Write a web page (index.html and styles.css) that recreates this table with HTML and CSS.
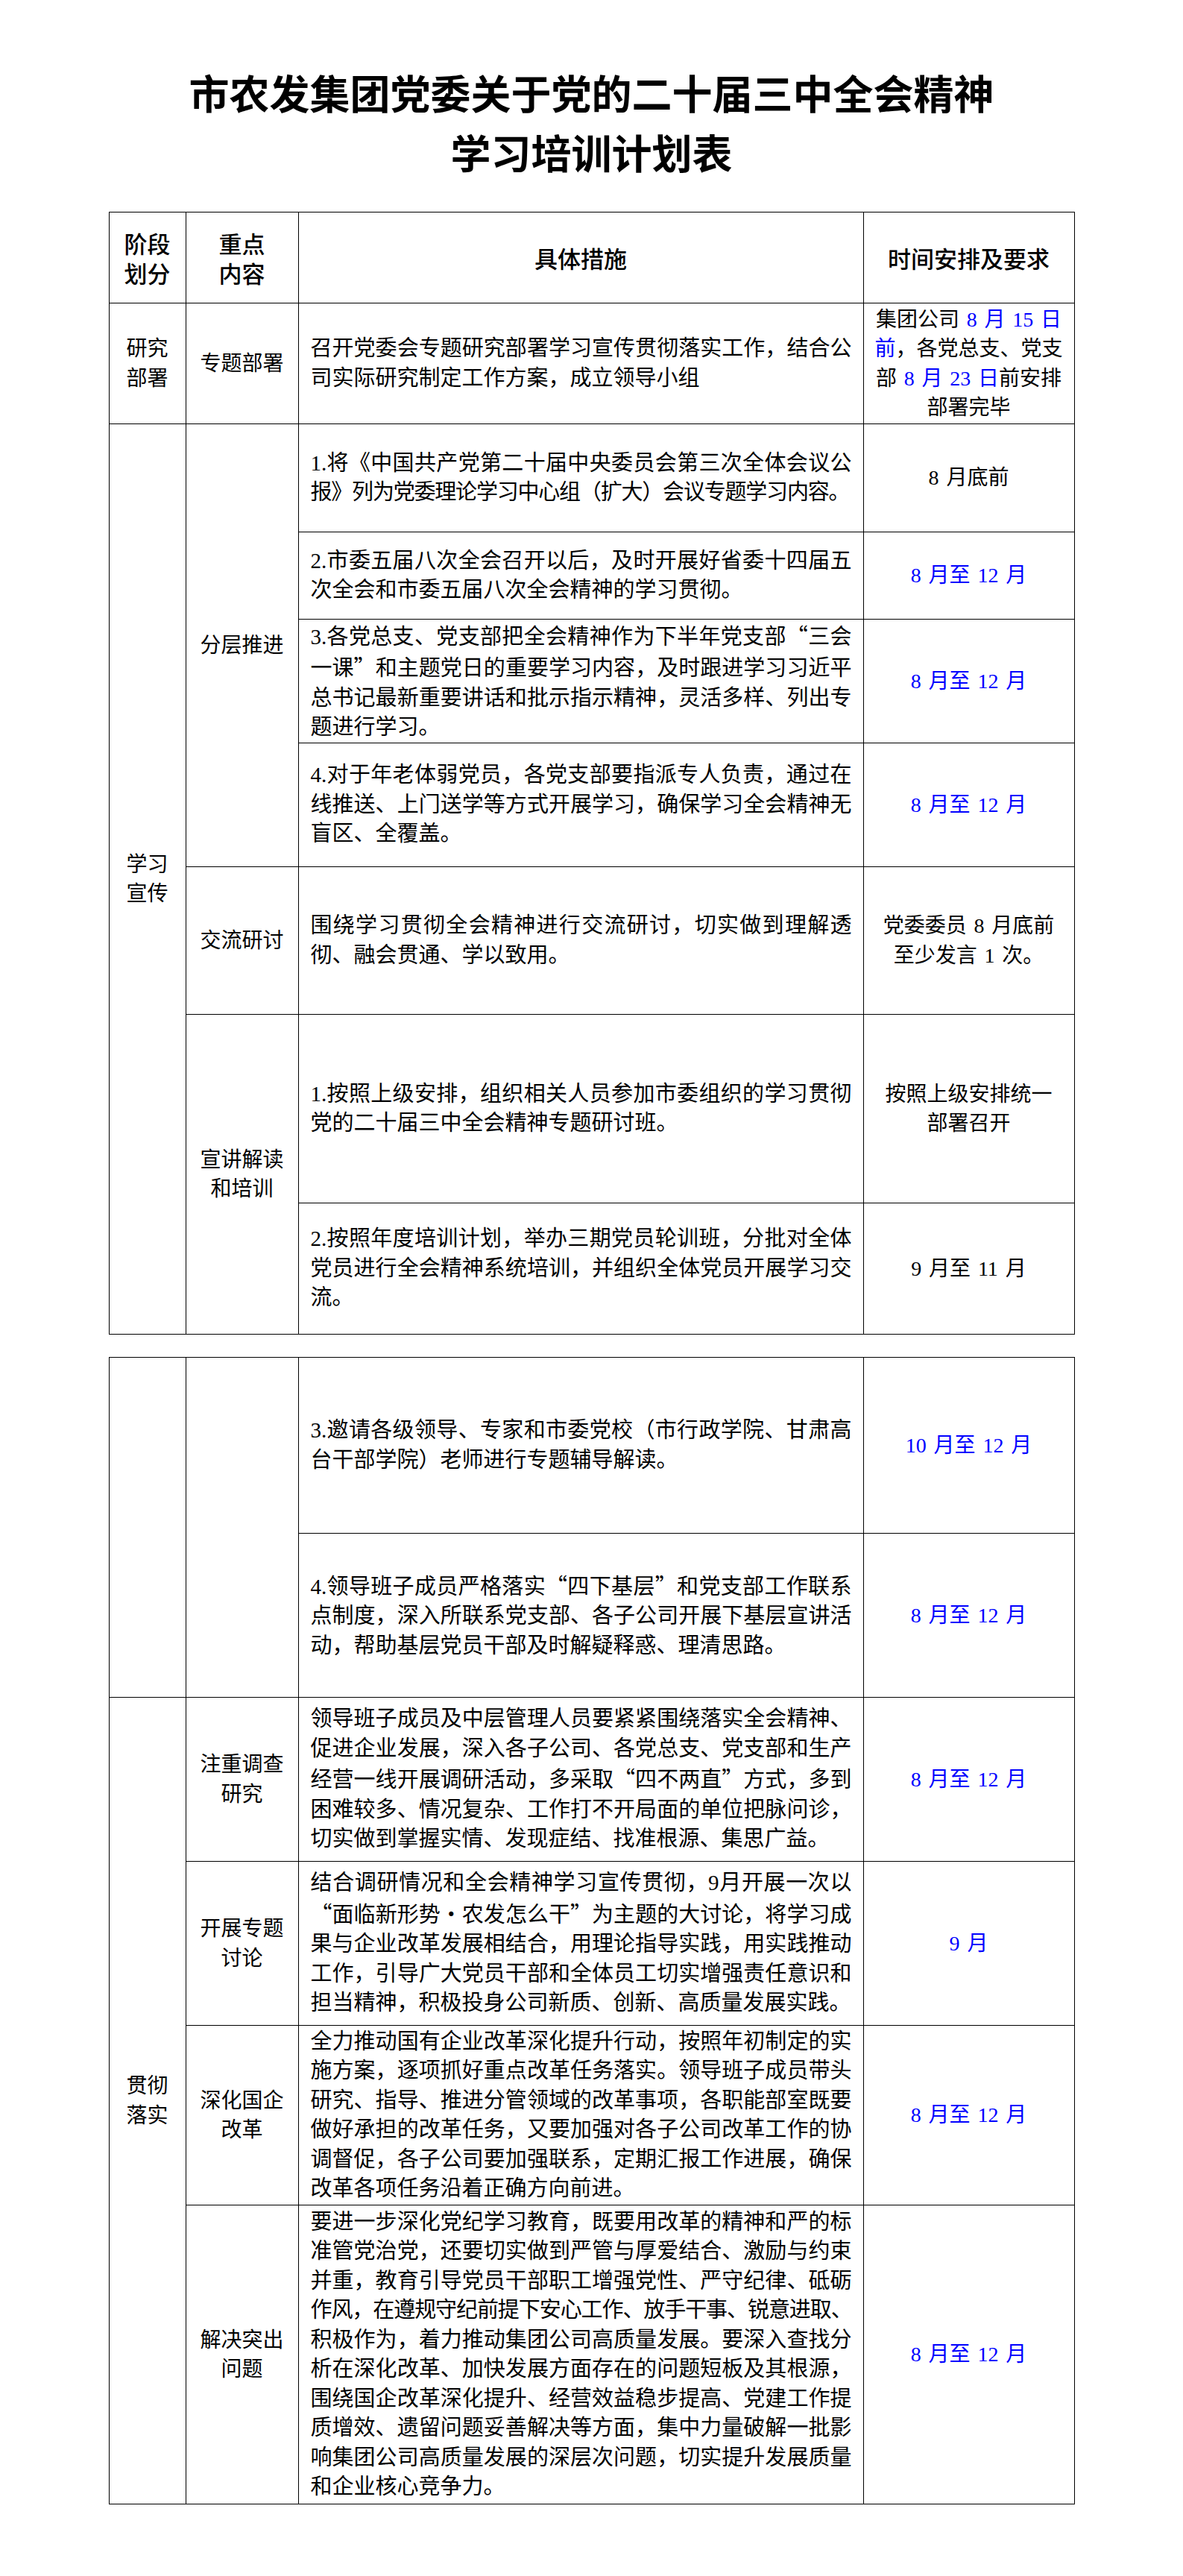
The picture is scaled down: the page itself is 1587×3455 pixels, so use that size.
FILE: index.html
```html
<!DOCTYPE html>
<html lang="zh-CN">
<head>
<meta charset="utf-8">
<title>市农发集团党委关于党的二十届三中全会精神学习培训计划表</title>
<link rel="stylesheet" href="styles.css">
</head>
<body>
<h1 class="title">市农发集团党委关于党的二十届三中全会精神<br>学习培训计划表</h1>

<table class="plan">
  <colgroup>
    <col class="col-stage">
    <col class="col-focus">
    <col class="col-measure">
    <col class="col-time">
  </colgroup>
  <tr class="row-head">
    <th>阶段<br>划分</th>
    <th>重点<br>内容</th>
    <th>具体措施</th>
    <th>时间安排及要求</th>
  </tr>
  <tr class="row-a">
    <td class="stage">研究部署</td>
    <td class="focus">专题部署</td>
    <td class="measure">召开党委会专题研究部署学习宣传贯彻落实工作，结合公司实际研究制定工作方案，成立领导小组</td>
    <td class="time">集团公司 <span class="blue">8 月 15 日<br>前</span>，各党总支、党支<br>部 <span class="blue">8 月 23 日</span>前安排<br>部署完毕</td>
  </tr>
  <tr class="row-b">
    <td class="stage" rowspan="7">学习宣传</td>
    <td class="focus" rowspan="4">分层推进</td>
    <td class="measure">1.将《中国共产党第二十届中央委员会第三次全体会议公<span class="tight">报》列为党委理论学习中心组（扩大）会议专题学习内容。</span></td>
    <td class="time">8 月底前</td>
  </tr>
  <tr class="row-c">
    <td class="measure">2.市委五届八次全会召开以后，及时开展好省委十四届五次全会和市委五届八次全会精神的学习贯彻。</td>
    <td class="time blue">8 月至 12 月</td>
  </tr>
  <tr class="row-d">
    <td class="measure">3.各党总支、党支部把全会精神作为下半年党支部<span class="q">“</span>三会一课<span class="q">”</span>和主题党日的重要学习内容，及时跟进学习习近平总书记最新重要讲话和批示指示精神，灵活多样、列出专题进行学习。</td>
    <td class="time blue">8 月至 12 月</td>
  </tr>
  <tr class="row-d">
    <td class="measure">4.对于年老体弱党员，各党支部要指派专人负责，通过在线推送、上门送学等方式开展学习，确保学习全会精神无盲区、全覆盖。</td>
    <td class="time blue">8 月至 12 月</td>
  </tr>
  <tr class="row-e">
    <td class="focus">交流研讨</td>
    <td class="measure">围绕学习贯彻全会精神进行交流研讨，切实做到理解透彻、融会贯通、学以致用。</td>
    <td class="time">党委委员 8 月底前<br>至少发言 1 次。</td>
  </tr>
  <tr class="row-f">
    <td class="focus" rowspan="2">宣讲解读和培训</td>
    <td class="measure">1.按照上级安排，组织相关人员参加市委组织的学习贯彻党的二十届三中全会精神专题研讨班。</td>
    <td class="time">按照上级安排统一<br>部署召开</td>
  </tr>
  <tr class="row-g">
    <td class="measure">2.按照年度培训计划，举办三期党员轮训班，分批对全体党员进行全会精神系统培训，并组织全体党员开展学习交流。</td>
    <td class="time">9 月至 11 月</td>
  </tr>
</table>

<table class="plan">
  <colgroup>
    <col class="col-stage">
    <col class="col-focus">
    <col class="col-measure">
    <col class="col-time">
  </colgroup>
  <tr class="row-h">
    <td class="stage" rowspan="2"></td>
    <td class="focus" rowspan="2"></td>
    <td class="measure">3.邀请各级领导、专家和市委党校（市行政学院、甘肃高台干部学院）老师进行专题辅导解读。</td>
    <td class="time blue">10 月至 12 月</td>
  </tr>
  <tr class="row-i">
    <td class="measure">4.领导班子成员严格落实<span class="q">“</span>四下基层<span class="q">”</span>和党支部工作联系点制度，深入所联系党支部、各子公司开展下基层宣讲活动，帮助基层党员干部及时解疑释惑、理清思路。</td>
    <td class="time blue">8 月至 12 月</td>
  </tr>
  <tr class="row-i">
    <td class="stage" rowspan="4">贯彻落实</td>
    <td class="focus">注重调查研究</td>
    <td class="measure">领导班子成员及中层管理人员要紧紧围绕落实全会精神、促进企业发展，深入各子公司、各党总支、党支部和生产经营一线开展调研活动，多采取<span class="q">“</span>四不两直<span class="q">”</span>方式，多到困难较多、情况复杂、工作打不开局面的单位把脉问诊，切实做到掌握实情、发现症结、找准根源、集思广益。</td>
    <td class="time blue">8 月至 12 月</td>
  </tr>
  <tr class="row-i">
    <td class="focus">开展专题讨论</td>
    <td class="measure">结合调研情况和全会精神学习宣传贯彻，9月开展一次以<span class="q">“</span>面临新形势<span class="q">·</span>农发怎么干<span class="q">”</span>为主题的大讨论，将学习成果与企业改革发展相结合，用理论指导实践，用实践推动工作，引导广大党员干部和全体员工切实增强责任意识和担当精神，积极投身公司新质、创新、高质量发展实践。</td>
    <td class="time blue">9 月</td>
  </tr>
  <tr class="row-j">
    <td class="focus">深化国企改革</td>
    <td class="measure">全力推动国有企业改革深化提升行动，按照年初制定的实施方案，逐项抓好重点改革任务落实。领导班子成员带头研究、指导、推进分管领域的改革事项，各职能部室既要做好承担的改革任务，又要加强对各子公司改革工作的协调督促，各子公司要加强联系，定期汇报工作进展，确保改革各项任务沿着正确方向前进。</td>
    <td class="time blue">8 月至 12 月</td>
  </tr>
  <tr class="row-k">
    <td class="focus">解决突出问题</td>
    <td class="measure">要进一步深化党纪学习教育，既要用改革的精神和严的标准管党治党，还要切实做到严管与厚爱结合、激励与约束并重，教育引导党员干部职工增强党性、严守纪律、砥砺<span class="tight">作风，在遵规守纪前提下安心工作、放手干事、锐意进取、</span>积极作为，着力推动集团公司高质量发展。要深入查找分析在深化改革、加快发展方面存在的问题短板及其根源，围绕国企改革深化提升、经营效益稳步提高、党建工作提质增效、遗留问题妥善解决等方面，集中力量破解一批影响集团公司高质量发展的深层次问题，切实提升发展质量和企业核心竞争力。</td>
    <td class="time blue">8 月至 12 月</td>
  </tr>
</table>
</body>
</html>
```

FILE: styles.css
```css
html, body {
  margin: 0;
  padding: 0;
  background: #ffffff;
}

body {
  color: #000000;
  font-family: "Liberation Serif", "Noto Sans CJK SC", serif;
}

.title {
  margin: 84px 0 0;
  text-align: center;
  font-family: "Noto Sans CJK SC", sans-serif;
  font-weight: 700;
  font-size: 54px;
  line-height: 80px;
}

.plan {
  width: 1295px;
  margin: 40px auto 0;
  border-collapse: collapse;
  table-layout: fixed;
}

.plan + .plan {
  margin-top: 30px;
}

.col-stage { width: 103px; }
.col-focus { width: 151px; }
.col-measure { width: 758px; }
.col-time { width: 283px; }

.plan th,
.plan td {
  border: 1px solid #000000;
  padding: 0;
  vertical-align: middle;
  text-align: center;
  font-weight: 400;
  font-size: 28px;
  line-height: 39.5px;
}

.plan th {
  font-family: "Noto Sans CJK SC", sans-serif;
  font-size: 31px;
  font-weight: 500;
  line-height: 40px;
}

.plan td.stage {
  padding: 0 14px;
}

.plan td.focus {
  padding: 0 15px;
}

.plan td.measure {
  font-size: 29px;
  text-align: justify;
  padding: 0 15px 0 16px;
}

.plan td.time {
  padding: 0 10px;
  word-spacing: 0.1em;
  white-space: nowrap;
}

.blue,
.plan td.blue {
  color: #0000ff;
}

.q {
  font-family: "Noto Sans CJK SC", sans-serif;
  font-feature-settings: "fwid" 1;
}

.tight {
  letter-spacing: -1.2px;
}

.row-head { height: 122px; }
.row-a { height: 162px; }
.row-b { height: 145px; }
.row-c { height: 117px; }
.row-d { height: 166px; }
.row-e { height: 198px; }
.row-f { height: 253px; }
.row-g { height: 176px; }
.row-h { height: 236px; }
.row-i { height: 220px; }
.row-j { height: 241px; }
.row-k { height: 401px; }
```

----

Pick out every line with the string "styles" and copy it.

Write a web page (index.html and styles.css) that recreates this table with HTML and CSS.
<link rel="stylesheet" href="styles.css">
FILE: styles.css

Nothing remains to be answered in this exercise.